Well, that's it. I've picked all the low-hanging fruits, at least those that I could see.

Here's the list of performance gains from my initial implementation:

*Algorithm change: 10x
*Parallelization: 3.4x (4 cores vs 1 core)
*Low-level tweaks: 2.3x

In total about 78x performance gain, without writing a single line of assembly language.

Of the 3 items above, the biggest performance gain vs ease of implementation is parallization, because KNN calculation can be parallized very easily. I believe more cores will help the performance more, but with diminishing returns.



The Memory Bandwidth Bottleneck

Memory bandwidth seems to be the performance bottleneck of KNN algorithms.

When I was coding the parallization step, I installed some software to monitor MSRs, or model-specific registers.
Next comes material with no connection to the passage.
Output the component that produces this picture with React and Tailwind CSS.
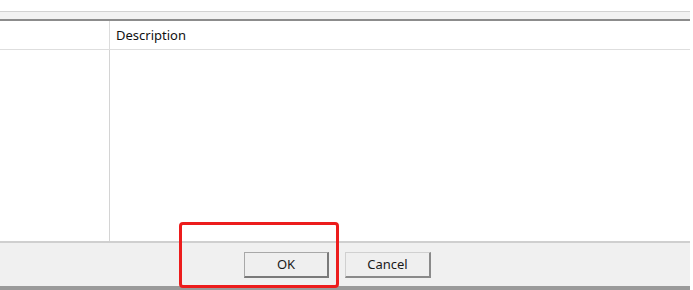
export default function App() {
  return (
    <div className="relative w-[693px] h-[290px] bg-white overflow-hidden font-['Noto_Sans',sans-serif]">
      <div className="w-[690px] flex flex-col h-full">
        {/* top panel edge */}
        <div className="h-[11px]" />
        <div className="h-px bg-[#d2d2d2]" />
        <div className="h-[7px] bg-[#f2f2f2]" />
        <div className="h-[2px] bg-[#8c8c8c]" />

        {/* list view */}
        <div className="flex-1 flex flex-col">
          <div className="flex h-[29px] border-b border-[#dedede]">
            <div className="w-[110px] border-r border-[#dcdcdc]" />
            <div className="flex items-center pl-[6px] pt-[2px] text-[13px] text-[#111]">
              Description
            </div>
          </div>
          <div className="flex flex-1">
            <div className="w-[110px] border-r border-[#d4d4d4]" />
            <div className="flex-1" />
          </div>
        </div>

        {/* footer with buttons */}
        <div className="h-[45px] border-t-2 border-[#cfcfcf] bg-[#f0f0f0] flex items-start pt-[9px] pl-[244px] gap-[16px]">
          <button className="w-[85px] h-[26px] bg-[#efefef] border border-[#a8a8a8] border-r-2 border-b-2 border-r-[#7a7a7a] border-b-[#7a7a7a] text-[13px] text-[#1a1a1a]">
            OK
          </button>
          <button className="w-[86px] h-[26px] bg-[#efefef] border border-[#d0d0d0] border-r-2 border-b-2 border-r-[#8a8a8a] border-b-[#8a8a8a] text-[13px] text-[#1a1a1a]">
            Cancel
          </button>
        </div>
        <div className="h-[4px] bg-[#9a9a9a]" />
      </div>

      {/* highlight annotation */}
      <div className="absolute left-[179px] top-[222px] w-[160px] h-[66px] border-[3px] border-[#ec1c1c] rounded-[4px]" />
    </div>
  );
}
MSRs are very useful for performance monitoring, but unfortunately they're very sparsely documented. The "Intel 64 and IA-32 Architectures Software Developer's Manual, Volume 3A: System Programming Guide" has some details, but nowhere as detailed as the individual CPU instructions.

One particular MSR I've looked at is DCU_MISS_OUTSTANDING. This webpage has the following to say about it:

DCU_MISS_OUTSTANDING gives a weighted measure of the cycles spent waiting for a cache line to be brought in. Each cycle spent waiting is weighted by the number of outstanding cache misses ... and has some caveats, but can be considered a rough estimate of the time spent waiting for a cache line to be brought in.

Anyway, when I first implemented multithreading, the code took 265 seconds to run, and I recorded about 400 billion CPU cycles spent on DCU_MISS_OUTSTANDING events. The final version took 116 seconds to run and I recorded about 100 billion CPU cycles. The difference is 149 seconds and 300 billion cycles. 300 billion cycles divided by 2.4G Hz (CPU clock speed) gives 125 seconds. So it looks like a lot of gains came from reducing the time spent waiting for data to be loaded into the cache.

I won't pretend I understand DCU_MISS_OUTSTANDING or many other MSRs completely, I just hope intel provide better documentation.